| EXERCISE |
Which lines include the word "React"? Copy each of them.

——————————

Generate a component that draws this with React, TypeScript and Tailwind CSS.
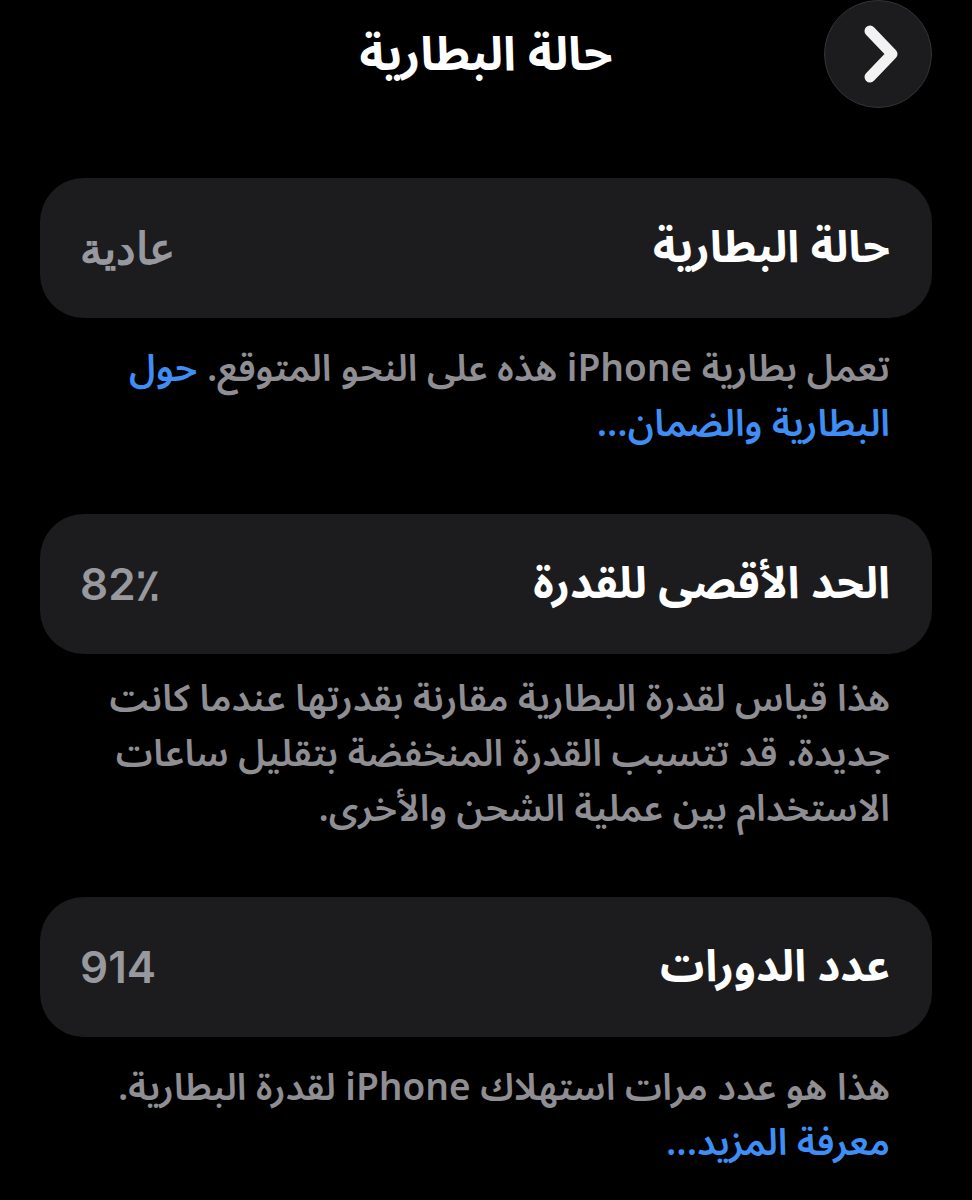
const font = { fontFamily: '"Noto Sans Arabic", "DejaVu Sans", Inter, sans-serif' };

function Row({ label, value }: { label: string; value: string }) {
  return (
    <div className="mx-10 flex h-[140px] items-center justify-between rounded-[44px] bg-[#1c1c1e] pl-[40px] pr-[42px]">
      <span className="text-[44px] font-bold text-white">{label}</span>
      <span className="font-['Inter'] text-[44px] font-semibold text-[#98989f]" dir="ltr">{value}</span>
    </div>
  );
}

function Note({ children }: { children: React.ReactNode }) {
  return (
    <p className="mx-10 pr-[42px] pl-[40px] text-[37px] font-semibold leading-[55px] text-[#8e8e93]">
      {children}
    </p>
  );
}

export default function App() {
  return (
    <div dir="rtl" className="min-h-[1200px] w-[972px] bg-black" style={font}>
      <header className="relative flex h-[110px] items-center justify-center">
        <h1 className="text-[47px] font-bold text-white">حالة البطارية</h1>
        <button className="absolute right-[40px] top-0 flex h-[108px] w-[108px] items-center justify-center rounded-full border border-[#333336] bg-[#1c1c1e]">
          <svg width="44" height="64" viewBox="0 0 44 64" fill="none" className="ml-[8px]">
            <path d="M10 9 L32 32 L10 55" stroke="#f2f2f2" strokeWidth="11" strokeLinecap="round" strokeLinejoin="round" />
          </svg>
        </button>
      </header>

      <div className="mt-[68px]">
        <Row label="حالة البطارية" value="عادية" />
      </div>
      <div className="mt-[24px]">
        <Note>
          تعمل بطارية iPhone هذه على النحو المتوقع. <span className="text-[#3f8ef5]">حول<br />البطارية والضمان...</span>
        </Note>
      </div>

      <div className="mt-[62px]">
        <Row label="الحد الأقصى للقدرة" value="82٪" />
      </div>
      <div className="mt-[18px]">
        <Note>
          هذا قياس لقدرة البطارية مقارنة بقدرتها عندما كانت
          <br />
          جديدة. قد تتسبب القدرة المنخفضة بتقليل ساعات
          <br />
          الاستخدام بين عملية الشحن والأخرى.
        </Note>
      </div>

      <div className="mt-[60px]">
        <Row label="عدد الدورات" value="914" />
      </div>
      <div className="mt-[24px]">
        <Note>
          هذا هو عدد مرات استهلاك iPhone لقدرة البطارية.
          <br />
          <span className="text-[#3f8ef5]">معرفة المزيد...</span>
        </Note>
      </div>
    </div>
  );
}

——————————

| RESULT OF THIS TASK |
Generate a component that draws this with React, TypeScript and Tailwind CSS.
function Note({ children }: { children: React.ReactNode }) {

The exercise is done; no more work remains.